A equipe decidiu então por um procedimento inédito no Brasil: uma plasmaferese momentos antes da cirurgia. Neste processo, os anticorpos são retirados do corpo, como se fosse uma diálise, só que específica para os anticorpos. Isso teria de ser feito já no centro cirúrgico para o transplante, nada dava para ser antes.

A equipe do banco de sangue do Einstein ficou de sobreaviso 24 horas por dia, pois a qualquer momento poderia aparecer um órgão de um doador. Em 31 de agosto, após a plasmaferese e 12 horas de operação, Ana Rayane recebeu, enfim, um novo pulmão.

“São pouquíssimos centros do mundo que conseguem fazer isso”, explicou o coordenador de transplantes do hospital. Depois de um período de dois meses de recuperação, Rayane teve alta médica nesta segunda-feira (1º).

Já o analista de sistemas Henrique Batista do Nascimento, que realizou o procedimento no Incor, teve alta em 20 de setembro. Agora, ele se recupera em casa, na Brasilândia, Zona Norte de São Paulo, ao lado da esposa e do filho de apenas um ano.

Debate sobre gravidade x ordem de chegada

Segundo a Secretaria Estadual de Saúde de São Paulo, há 117 pessoas na fila de espera por um pulmão no estado – nenhuma por causa das complicações do coronavírus.

Segundo o médico Paulo Pêgo, diretor da Divisão de Cirurgia Torácica e do Programa de Transplante de Pulmão do Incor, a lista de espera de transplantes hoje é essencialmente cronológica. Ou seja, por ordem de entrada.

Até a chegada da Covid, a maior parte dos pacientes que recebiam um novo pulmão não estava com um quadro grave de saúde. “O doente de transplante de pulmão muitas vezes vem de casa. Ele está dependendo de oxigênio, mas está andando, comendo, com uma nutrição razoável”, disse Pego.

Quando os pacientes de Covid começam a ser avaliados para transplante, a média de espera da lista, que é de 1,5 ano, se torna um impasse. Eles provavelmente não sobreviveriam se tivessem de esperar.

No entanto, a gravidade do quadro de um paciente que precisa de um novo pulmão não é suficiente para que ele seja priorizado.

“Isso [a priorização] foi discutido muito a nível mundial.

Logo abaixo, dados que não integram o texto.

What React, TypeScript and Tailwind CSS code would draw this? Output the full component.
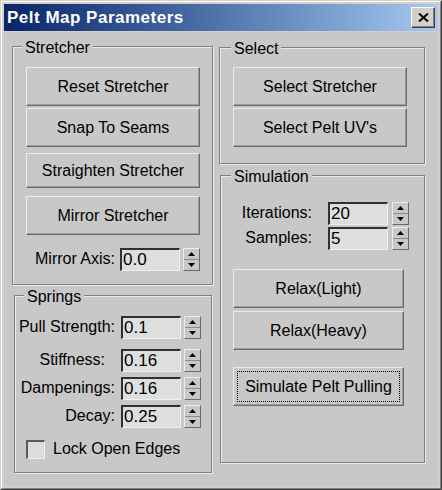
import React from "react";

const raised =
  "border border-t-[#ececec] border-l-[#ececec] border-r-[#6a6a6a] border-b-[#6a6a6a] shadow-[inset_-1px_-1px_0_#9c9c9c]";

const Btn = ({
  label,
  className = "",
  focus = false,
}: {
  label: string;
  className?: string;
  focus?: boolean;
}) => (
  <div
    className={`flex items-center justify-center text-[16px] ${raised} ${focus ? "p-[3px]" : ""} ${className}`}
  >
    {focus ? (
      <span className="flex h-full w-full items-center justify-center border border-dotted border-black">
        {label}
      </span>
    ) : (
      label
    )}
  </div>
);

const Spinner = () => (
  <div className="flex h-[23px] w-[17px] flex-col border border-t-[#ececec] border-l-[#ececec] border-r-[#6a6a6a] border-b-[#6a6a6a]">
    <div className="flex flex-1 items-center justify-center border-b border-[#8a8a8a]">
      <svg width="7" height="4" viewBox="0 0 7 4">
        <path d="M3.5 0L7 4H0z" fill="#000" />
      </svg>
    </div>
    <div className="flex flex-1 items-center justify-center">
      <svg width="7" height="4" viewBox="0 0 7 4">
        <path d="M0 0H7L3.5 4z" fill="#000" />
      </svg>
    </div>
  </div>
);

const Field = ({ value }: { value: string }) => (
  <div className="flex h-[23px] w-[60px] items-center border-t-2 border-l-2 border-r border-b border-t-[#303030] border-l-[#303030] border-r-[#efefef] border-b-[#efefef] bg-[#dedede] pl-[1px] text-[17px] leading-none">
    {value}
  </div>
);

const SpinRow = ({
  label,
  value,
  labelClass,
  gap,
  className = "",
}: {
  label: string;
  value: string;
  labelClass: string;
  gap: string;
  className?: string;
}) => (
  <div className={`flex items-center justify-end ${className}`}>
    <span className={`text-[16px] ${labelClass}`}>{label}</span>
    <Field value={value} />
    <div className={gap}>
      <Spinner />
    </div>
  </div>
);

const Group = ({
  title,
  labelClass,
  className = "",
  children,
}: {
  title: string;
  labelClass: string;
  className?: string;
  children: React.ReactNode;
}) => (
  <div
    className={`border border-[#808080] shadow-[1px_1px_0_#ebebeb,inset_1px_1px_0_#ebebeb] ${className}`}
  >
    <div
      className={`-mt-[8px] w-fit bg-[#c8c8c8] px-[3px] text-[16px] leading-[18px] ${labelClass}`}
    >
      {title}
    </div>
    {children}
  </div>
);

const App = () => {
  return (
    <div className="h-[490px] w-[442px] border border-t-[#d4d0c8] border-l-[#d4d0c8] border-r-[#404040] border-b-[#404040] font-['Liberation_Sans',Arial,sans-serif] text-black">
      <div className="flex h-full flex-col border border-t-white border-l-white border-r-[#808080] border-b-[#808080] bg-[#d4d0c8] p-[2px]">
        {/* Title bar */}
        <div className="flex h-[27px] items-center bg-gradient-to-r from-[#0a246a] to-[#a6caf0] pl-[3px] pr-[3px]">
          <span className="text-[17px] font-bold tracking-[0.5px] text-white">
            Pelt Map Parameters
          </span>
          <div className="ml-auto flex h-[21px] w-[24px] items-center justify-center border border-t-white border-l-white border-r-[#404040] border-b-[#404040] bg-[#d4d0c8] shadow-[inset_-1px_-1px_0_#808080]">
            <svg width="11" height="9" viewBox="0 0 11 9">
              <path d="M1 0.5L10 8.5M10 0.5L1 8.5" stroke="#000" strokeWidth="2" />
            </svg>
          </div>
        </div>

        {/* Body */}
        <div className="mt-[1px] flex flex-1 gap-[6px] bg-[#c8c8c8] pl-[8px] pr-[13px] pt-[14px]">
          {/* Left column */}
          <div className="w-[201px]">
            <Group title="Stretcher" labelClass="ml-[9px]">
              <div className="flex flex-col pl-[13px] pr-[12px] pt-[10px] pb-[13px]">
                <Btn label="Reset Stretcher" className="h-[39px] w-[174px]" />
                <Btn label="Snap To Seams" className="mt-[2px] h-[39px] w-[174px]" />
                <Btn label="Straighten Stretcher" className="mt-[6px] h-[35px] w-[174px]" />
                <Btn label="Mirror Stretcher" className="mt-[8px] h-[39px] w-[174px]" />
                <SpinRow
                  label="Mirror Axis:"
                  value="0.0"
                  labelClass="mr-[5px]"
                  gap="ml-[3px]"
                  className="mt-[12px]"
                />
              </div>
            </Group>

            <Group title="Springs" labelClass="ml-[9px]" className="ml-[2px] mr-[1px] mt-[10px]">
              <div className="flex flex-col pr-[10px] pt-[9px] pb-[11px]">
                <SpinRow label="Pull Strength:" value="0.1" labelClass="mr-[6px]" gap="ml-[3px]" />
                <SpinRow label="Stiffness:" value="0.16" labelClass="mr-[16px]" gap="ml-[3px]" className="mt-[9px]" />
                <SpinRow label="Dampenings:" value="0.16" labelClass="mr-[6px]" gap="ml-[3px]" className="mt-[4px]" />
                <SpinRow label="Decay:" value="0.25" labelClass="mr-[6px]" gap="ml-[3px]" className="mt-[4px]" />
                <div className="mt-[9px] flex items-center pl-[11px]">
                  <div className="h-[19px] w-[19px] border-t-2 border-l-2 border-r border-b border-t-[#5a5a5a] border-l-[#5a5a5a] border-r-[#efefef] border-b-[#efefef] bg-[#dcdcdc]" />
                  <span className="ml-[8px] text-[16px]">Lock Open Edges</span>
                </div>
              </div>
            </Group>
          </div>

          {/* Right column */}
          <div className="w-[206px]">
            <Group title="Select" labelClass="ml-[11px]" className="mt-[1px]">
              <div className="flex flex-col pl-[13px] pt-[9px] pb-[16px]">
                <Btn label="Select Stretcher" className="h-[39px] w-[174px]" />
                <Btn label="Select Pelt UV's" className="mt-[2px] h-[39px] w-[174px]" />
              </div>
            </Group>

            <Group title="Simulation" labelClass="ml-[10px]" className="ml-[1px] mt-[11px]">
              <div className="flex flex-col pt-[15px] pb-[56px]">
                <SpinRow label="Iterations:" value="20" labelClass="mr-[16px]" gap="ml-[4px]" className="pr-[15px]" />
                <SpinRow label="Samples:" value="5" labelClass="mr-[16px]" gap="ml-[4px]" className="mt-[1px] pr-[15px]" />
                <div className="flex flex-col pl-[12px]">
                  <Btn label="Relax(Light)" className="mt-[19px] h-[39px] w-[171px]" />
                  <Btn label="Relax(Heavy)" className="mt-[3px] h-[39px] w-[171px]" />
                  <Btn label="Simulate Pelt Pulling" focus className="mt-[17px] h-[39px] w-[171px]" />
                </div>
              </div>
            </Group>
          </div>
        </div>
      </div>
    </div>
  );
};

export default App;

Hoje, nos Estados Unidos, se usa o ‘Lung Allocation Score’ (Pontuação de Alocação do Pulmão), que leva em consideração o risco de vida versus a chance de sobrevida. No Brasil, não temos isso ainda”, disse o diretor do Incor.

Quando os médicos decidem que algum paciente está apto para a cirurgia e a priorização, o caso é levado à Câmara Técnica da Secretaria Estadual de Saúde. Se não houver consenso, a decisão vai para a Câmara Nacional. Na deliberação, o médico do paciente não tem poder de voto, para não haver conflito de interesse.

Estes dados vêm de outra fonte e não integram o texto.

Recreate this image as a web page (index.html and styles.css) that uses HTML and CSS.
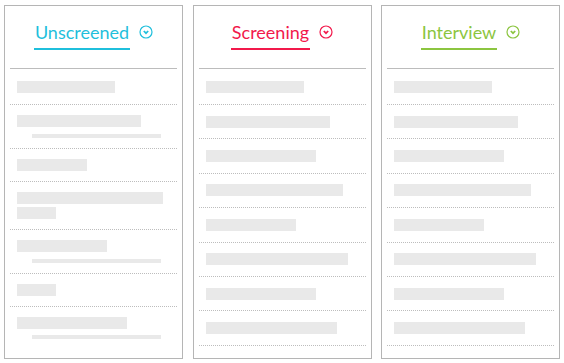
FILE: index.html
```html
<!DOCTYPE html>
<html lang="en">
<head>
    <meta charset="UTF-8">
    <title>Pipeline</title>
    <link rel="stylesheet" href="styles.css">
</head>
<body>
<div class="board">
    <div class="col unscreened">
        <div class="head">
            <div class="title">
                <span>Unscreened</span>
                <svg viewBox="0 0 14 14"><circle cx="7" cy="7" r="6"/><path d="M4.8 6 L7 8.2 L9.2 6"/></svg>
            </div>
        </div>
        <div class="row first"><i class="bar" style="width:98px"></i></div>
        <div class="row"><i class="bar" style="width:124px"></i><i class="sub"></i></div>
        <div class="row"><i class="bar" style="width:70px"></i></div>
        <div class="row"><i class="bar" style="width:146px"></i><i class="bar two" style="width:39px"></i></div>
        <div class="row"><i class="bar" style="width:90px"></i><i class="sub"></i></div>
        <div class="row"><i class="bar" style="width:39px"></i></div>
        <div class="row last"><i class="bar" style="width:110px"></i><i class="sub"></i></div>
    </div>
    <div class="col screening">
        <div class="head">
            <div class="title">
                <span>Screening</span>
                <svg viewBox="0 0 14 14"><circle cx="7" cy="7" r="6"/><path d="M4.8 6 L7 8.2 L9.2 6"/></svg>
            </div>
        </div>
        <div class="row first"><i class="bar" style="width:98px"></i></div>
        <div class="row"><i class="bar" style="width:124px"></i></div>
        <div class="row"><i class="bar" style="width:110px"></i></div>
        <div class="row"><i class="bar" style="width:137px"></i></div>
        <div class="row"><i class="bar" style="width:90px"></i></div>
        <div class="row"><i class="bar" style="width:142px"></i></div>
        <div class="row"><i class="bar" style="width:110px"></i></div>
        <div class="row"><i class="bar" style="width:131px"></i></div>
    </div>
    <div class="col interview">
        <div class="head">
            <div class="title">
                <span>Interview</span>
                <svg viewBox="0 0 14 14"><circle cx="7" cy="7" r="6"/><path d="M4.8 6 L7 8.2 L9.2 6"/></svg>
            </div>
        </div>
        <div class="row first"><i class="bar" style="width:98px"></i></div>
        <div class="row"><i class="bar" style="width:124px"></i></div>
        <div class="row"><i class="bar" style="width:110px"></i></div>
        <div class="row"><i class="bar" style="width:137px"></i></div>
        <div class="row"><i class="bar" style="width:90px"></i></div>
        <div class="row"><i class="bar" style="width:142px"></i></div>
        <div class="row"><i class="bar" style="width:110px"></i></div>
        <div class="row"><i class="bar" style="width:131px"></i></div>
    </div>
</div>
</body>
</html>
```

FILE: styles.css
```css
*{
    margin:0;
    padding:0;
    box-sizing:border-box;
}
body{
    margin:5px 4px;
    background:#fff;
    font-family:Lato,"Open Sans",sans-serif;
}
.board{
    display:flex;
    gap:9.5px;
}
.col{
    flex:1;
    height:354px;
    border:1px solid #b5b5b5;
    padding:0 5px;
}
.head{
    padding:15px 0 18px;
    border-bottom:1px solid #bcbcbc;
}
.title{
    display:flex;
    justify-content:center;
    align-items:flex-start;
    gap:9px;
}
.title span{
    font-size:18px;
    line-height:22px;
    padding:0 1px 5px;
    border-bottom:2px solid;
}
.title svg{
    width:14px;
    height:14px;
    margin-top:4px;
    fill:none;
    stroke:currentColor;
    stroke-width:1.2;
}
.title svg path{
    stroke-width:1.7;
}
.unscreened .title{color:#1fbfdc;}
.screening .title{color:#f2194b;}
.interview .title{color:#8cc540;}
.row{
    padding:10.7px 7px;
    border-bottom:1px dotted #bdbdbd;
}
.row.first{
    padding-top:12px;
    padding-bottom:11px;
}
.unscreened .row{
    padding-top:10px;
    padding-bottom:10.2px;
}
.unscreened .row.first{
    padding-top:12px;
    padding-bottom:11px;
}
.row.last{
    border-bottom:none;
}
.bar{
    display:block;
    height:12px;
    background:#e9e9e9;
}
.bar.two{
    margin-top:3px;
}
.sub{
    display:block;
    width:129px;
    height:4px;
    margin:6.5px 0 0 15px;
    background:#e9e9e9;
}
```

“Isso não é matemático, isso não é fácil de discutir. É muito complexo”, diz Pego.

Médicos ressaltam que a priorização na lista de espera não é uma condição específica do paciente pós-Covid. Ela pode ser oferecida a qualquer paciente da lista de espera que tenha o quadro agravado e boas condições de recuperação.

Procedimentos via SUS

A maior parte dos transplantes de pulmão pós-Covid realizados no Brasil ocorreu através do SUS.

“Na prática, essas pessoas tiveram tratamentos que outras pessoas em países ricos não tiveram. Ou que, no Brasil, pelo sistema de saúde suplementar, não teriam”, avalia o médico Paula Pego, do Incor.

Os transplantes, assim como a terapia ECMO, não estão no rol da Agência Nacional de Saúde (ANS) e não são oferecidos pelos planos de saúde particulares.

Um transplante de pulmão custa, em média, de R$ 150 a 200 mil. Já a terapia ECMO pode sair – por dia – cerca de R$ 30 mil.

Dos quatro transplantes do Einstein, dois aconteceram por meio do Programa de Apoio ao Desenvolvimento Institucional do Sistema Único de Saúde (PROADI-SUS), uma aliança entre seis hospitais de referência no Brasil e o Ministério da Saúde.

“Nosso programa é público, ele está aberto a pacientes de qualquer estado, de qualquer cidade do país”, afirma Afonso Júnior, do Einstein.